As a social work student, I opted for an internship at a center for basic education (CBE), an interface between social work and education. I saw the power of education as a lever for those who find it more difficult in our complex society, especially within employment projects and neighbourhood-oriented basic education. I continued professionally as a primary education teacher, also within the prison context where I taught inmates for 10 years.
In 2008 I became the first education coordinator in the Ghent prison. In my application letter I dreamed of internet access for inmates. In my opinion, this is a necessary evolution to improve the quality of prison education and to ensure it’s possible to continue with in the future.
Finding a suitable offer for the then almost 400 men and women in the Ghent prison, to search for contact with Centers for Adult Education (CVOs) and CBE to implement this, trying to match it all with the rigid prison rules and procedures... was and is a great challenge. In the beginning I worked in one of the adult education consortia, but in 2014 they were discontinued. Nevertheless, educational coordination in prison was maintained as a socially relevant and absolutely necessary task. After a period of uncertainty, the education coordinators were given a place.
A new start, new hope.
In the spring of 2015, a number of seniors, together with new enthusiasts, switched to VOCVO to further shape and support education in detention. We really became colleagues and a close-knit team, which made it easier to follow one line and one policy. In the years that followed, we sought and found our place within VOCVO and we continued to work as a team.
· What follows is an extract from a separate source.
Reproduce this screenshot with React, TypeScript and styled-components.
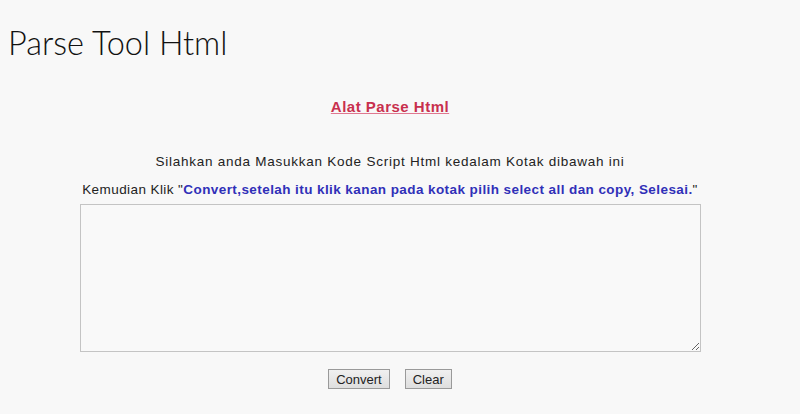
import styled, { createGlobalStyle } from "styled-components";

const GlobalStyle = createGlobalStyle`
  html, body {
    margin: 0;
    background: #f8f8f8;
  }
  body {
    padding: 8px;
    font-family: "Liberation Sans", Arial, sans-serif;
  }
`;

const Title = styled.h1`
  margin: 15px 0 0;
  font-family: Lato, "Open Sans", sans-serif;
  font-weight: 300;
  font-size: 32.5px;
  line-height: 40px;
  color: #111;
`;

const Main = styled.main`
  margin-right: 20px;
  text-align: center;
`;

const ToolLink = styled.a`
  display: inline-block;
  margin-top: 35px;
  font-size: 15px;
  font-weight: 700;
  letter-spacing: 0.5px;
  color: #c8304e;
  text-decoration: underline;
  text-decoration-color: #e07890;
`;

const Line = styled.p<{ $top: number; $spacing: number }>`
  margin: ${(p) => p.$top}px 0 0;
  font-size: 13.5px;
  line-height: 16px;
  color: #222;
  letter-spacing: ${(p) => p.$spacing}px;
`;

const Blue = styled.b`
  color: #3030b8;
`;

const Box = styled.textarea`
  display: block;
  margin: 6px auto 0;
  width: 621px;
  height: 148px;
  box-sizing: border-box;
  border: 1px solid #c4c4c4;
  background: #f9f9f9;
`;

const Buttons = styled.div`
  display: flex;
  justify-content: center;
  gap: 15px;
  margin-top: 17px;
`;

const Button = styled.button`
  height: 20px;
  padding: 0 7px;
  font-family: "Liberation Sans", Arial, sans-serif;
  font-size: 13px;
  color: #222;
  background: linear-gradient(#f0f0f0, #dedede);
  border: 1px solid #9a9a9a;
  border-radius: 0;
`;

export default function App() {
  return (
    <>
      <GlobalStyle />
      <Title>Parse Tool Html</Title>
      <Main>
        <ToolLink href="#">Alat Parse Html</ToolLink>
        <Line $top={38} $spacing={0.75}>
          Silahkan anda Masukkan Kode Script Html kedalam Kotak dibawah ini
        </Line>
        <Line $top={12} $spacing={0.42}>
          Kemudian Klik "<Blue>Convert,setelah itu klik kanan pada kotak pilih select all dan copy, Selesai.</Blue>"
        </Line>
        <Box />
        <Buttons>
          <Button>Convert</Button>
          <Button>Clear</Button>
        </Buttons>
      </Main>
    </>
  );
}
Fighting against rationalizations (savings at DG EPI) that suddenly made evening classes impossible, with numerous strikes of varying durations, resulted in the cancellation of classes (or even the entire offer) ... During that period Klasbak, a network for individuals and organizations that support the learning of (former) prisoners, a non-profit organization in which I am still active to this day.
Yet it is a job full of hope and beautiful moments. To see happy students inside and outside the walls, working together with passionate teachers and colleagues inside the prison.
Or structural changes such as the LIO (Learning inside out) ESF project that was rolled out in January 2020 in all Flemish and Brussels prisons under the wings of VOCVO with the close involvement of all education coordinators. Learning path counselors who, together with detainees, outline learning paths for inside or outside the prison walls. A task that education coordinators cannot take on within their limited time.
We continued to work hard during the coronavirus pandemic. To organize classes from a distance, or individually, as many schools did outside. And all of this online, like outside ... ah no, I forgot to mention that. Almost 14 years after my application, there is still no internet (sometimes a light version) for inmates who want to learn. This in a world where during the lockdown newspapers were full of the consequences of loneliness, online education and laptops at school.So then we worked with copies in the cells, in small groups, or individually. Constantly switching and looking for solutions in a context that does not always really want to cooperate.
It remains an inspiring job in an 'interesting' context. After coronavirus, justice sees the reality of the inevitability of the internet and new possibilities are emerging. Working and thinking on different levels. Developing policies, supporting teachers, motivating inmates… Dealing with detainees, correctional officers, teachers and directors.